Credit: Igor Link/Pixabay

Credit: Igor Link/Pixabay

Two brides-to-be are hurt after they say a wedding venue denied them because they are gay.

Fox 8 out of High Point, North Carolina, reported Kasey Mayfield and Brianna May were told to find another place to have their wedding ceremony.

NBC News reported the two met on the dating app Bumble and got engaged last month. Mayfield said she and May heard about The Warehouse on Ivy in Winston-Salem, and Mayfield reached out to them.

“I got an email asking questions, like how many people? What dates were you thinking?” Mayfield told Fox 8.

Mayfield also said she was asked for the groom’s name. When she told them the dates and wrote, “The other brides name is Brianna May,” she was told they couldn’t be accommodated.

May posted a screenshot of the email exchange on her Facebook page on Dec. 19.

“If you’re wondering how wedding planning is going ... thanks so much to the warehouse on ivy for letting us know we’re not welcome,” she captioned the post.

“As we would love to have you at our venue, unfortunately we do not host same sex marriage ceremonies. We do appreciate you considering us,” said the email, which appeared to come from a representative named Daniel Stanley.

May said she and Mayfield decided to publicly post the exchange so their friends could be aware.

“We have a lot of gay friends in our circle, so I wanted to hopefully save people the time and, kind of, hurt and energy, from getting rejected based on our sexual orientation,” May said.

“We will allow anyone of any color, race, religion or belief to use our venue at any given time,” a representative of the venue said in an email to NBC News. “Although we love and respect everyone in our community, their own decision making and beliefs, we also strongly believe in our Christian values.”

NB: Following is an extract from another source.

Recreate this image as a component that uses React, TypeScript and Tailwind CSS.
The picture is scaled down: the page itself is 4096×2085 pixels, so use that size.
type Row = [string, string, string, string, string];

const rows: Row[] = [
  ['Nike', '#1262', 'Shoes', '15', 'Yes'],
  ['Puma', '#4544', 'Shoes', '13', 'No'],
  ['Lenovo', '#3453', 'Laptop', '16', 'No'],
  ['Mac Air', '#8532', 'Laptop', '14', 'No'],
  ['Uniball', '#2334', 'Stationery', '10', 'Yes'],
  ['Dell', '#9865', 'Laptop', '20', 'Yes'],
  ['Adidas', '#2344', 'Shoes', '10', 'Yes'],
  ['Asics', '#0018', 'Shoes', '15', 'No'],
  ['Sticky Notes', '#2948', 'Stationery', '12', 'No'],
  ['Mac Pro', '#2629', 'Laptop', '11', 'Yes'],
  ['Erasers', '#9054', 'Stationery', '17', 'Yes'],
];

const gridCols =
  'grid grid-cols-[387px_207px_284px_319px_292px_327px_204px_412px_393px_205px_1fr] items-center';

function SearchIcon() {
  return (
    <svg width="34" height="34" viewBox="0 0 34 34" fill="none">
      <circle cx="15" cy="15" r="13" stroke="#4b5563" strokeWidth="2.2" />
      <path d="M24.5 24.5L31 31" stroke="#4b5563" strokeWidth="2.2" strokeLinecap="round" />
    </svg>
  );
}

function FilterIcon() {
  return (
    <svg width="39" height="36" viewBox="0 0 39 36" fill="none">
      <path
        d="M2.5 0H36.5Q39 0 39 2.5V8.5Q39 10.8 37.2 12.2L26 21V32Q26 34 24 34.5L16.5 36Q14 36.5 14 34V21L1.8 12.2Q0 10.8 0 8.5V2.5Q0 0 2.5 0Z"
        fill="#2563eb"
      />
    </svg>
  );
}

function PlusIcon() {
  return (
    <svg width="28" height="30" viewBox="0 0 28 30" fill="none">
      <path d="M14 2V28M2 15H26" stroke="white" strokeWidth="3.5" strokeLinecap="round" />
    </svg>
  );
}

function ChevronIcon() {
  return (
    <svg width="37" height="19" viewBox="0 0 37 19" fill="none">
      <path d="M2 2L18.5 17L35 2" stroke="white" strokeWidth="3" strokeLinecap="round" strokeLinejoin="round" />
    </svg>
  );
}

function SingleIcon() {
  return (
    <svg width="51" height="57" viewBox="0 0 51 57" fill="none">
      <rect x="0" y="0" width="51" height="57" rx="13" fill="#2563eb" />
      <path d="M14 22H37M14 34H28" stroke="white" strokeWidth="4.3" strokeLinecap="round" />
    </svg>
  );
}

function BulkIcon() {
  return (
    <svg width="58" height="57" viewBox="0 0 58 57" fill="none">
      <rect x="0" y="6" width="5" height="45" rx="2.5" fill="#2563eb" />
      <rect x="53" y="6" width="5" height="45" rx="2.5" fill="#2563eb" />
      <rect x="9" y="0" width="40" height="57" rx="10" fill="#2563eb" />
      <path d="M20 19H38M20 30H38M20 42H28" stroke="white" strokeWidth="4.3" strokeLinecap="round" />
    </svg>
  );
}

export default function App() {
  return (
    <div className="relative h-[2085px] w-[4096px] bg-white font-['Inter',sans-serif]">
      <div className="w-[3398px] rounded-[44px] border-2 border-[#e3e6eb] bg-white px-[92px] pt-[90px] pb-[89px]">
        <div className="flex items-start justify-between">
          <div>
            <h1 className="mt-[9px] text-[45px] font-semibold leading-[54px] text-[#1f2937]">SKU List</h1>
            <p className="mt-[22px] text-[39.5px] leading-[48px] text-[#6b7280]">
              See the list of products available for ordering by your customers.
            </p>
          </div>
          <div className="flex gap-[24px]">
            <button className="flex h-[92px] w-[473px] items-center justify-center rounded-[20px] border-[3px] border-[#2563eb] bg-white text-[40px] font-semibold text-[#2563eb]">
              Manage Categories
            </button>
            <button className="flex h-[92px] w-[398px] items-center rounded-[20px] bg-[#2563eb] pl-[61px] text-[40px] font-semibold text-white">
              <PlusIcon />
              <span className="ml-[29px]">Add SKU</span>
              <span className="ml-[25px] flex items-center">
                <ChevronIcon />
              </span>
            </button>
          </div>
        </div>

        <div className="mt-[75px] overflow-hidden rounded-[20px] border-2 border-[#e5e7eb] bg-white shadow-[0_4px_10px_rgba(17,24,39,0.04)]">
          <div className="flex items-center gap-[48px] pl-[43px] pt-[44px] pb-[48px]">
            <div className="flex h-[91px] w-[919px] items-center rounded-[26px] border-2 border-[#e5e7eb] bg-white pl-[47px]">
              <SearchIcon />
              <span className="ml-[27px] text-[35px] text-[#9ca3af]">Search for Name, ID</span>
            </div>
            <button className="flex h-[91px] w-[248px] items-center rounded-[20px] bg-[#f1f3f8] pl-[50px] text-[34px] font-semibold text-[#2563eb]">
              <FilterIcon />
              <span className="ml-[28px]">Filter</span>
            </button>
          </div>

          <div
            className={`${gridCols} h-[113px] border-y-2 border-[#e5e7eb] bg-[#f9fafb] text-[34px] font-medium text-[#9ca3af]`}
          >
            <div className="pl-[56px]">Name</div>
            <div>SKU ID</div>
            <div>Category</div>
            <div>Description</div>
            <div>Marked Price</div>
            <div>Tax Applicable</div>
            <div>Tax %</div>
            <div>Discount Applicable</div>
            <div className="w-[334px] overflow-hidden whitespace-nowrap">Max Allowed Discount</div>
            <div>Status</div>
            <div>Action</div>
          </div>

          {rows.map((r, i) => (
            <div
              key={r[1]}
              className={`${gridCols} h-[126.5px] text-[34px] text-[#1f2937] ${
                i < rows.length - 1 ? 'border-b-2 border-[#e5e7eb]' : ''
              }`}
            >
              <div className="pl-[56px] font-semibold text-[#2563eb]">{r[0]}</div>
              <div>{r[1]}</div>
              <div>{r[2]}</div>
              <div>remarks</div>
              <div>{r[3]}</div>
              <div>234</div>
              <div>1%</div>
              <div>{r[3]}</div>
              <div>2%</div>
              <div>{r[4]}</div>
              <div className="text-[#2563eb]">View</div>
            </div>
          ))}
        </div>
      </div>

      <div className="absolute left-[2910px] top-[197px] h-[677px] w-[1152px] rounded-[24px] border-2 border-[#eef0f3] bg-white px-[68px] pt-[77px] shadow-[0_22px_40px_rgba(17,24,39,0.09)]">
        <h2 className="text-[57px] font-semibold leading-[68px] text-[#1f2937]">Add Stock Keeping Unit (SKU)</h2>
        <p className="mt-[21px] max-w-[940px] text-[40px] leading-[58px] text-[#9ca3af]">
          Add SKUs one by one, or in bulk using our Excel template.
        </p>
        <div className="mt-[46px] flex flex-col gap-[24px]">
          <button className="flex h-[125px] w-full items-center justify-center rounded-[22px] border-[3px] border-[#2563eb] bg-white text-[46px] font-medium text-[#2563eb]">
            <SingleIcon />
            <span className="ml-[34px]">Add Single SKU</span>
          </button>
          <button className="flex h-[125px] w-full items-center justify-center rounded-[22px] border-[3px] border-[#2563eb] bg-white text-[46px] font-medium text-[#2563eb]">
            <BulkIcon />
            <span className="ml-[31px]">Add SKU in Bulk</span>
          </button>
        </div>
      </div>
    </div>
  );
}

NBC News reported attempts to confirm the statement was sent by Stanley, who is listed as the director of the venue on LinkedIn, were ignored. Questions about the venue’s ownership were also ignored, according to NBC News.

The statement echoed that of the one sent to Fox 8.

Mayfield said she and her fiancee “aren’t considering legal action at this time,” but she said they are “urging our friends to email legislators to help try and pass discrimination laws for LGBTQ people.”

North Carolina wedding venues “can legally discriminate based on sexual orientation,” Fox 8 reported.

Since making the post, the couple has gotten multiple wedding offers and a lot of advice.

“We’ve gotten so many wonderful recommendations for other vendors and venues, and we’ve had people offering services,” May told NBC News.

The response of the venue isn’t stopping the couple’s wedding plans.

“At the end of the day, we’re still gay,” Mayfield told Fox 8. “We’re still going to get married in Winston-Salem and it’s still going to be amazing, even if it’s not at this one venue.”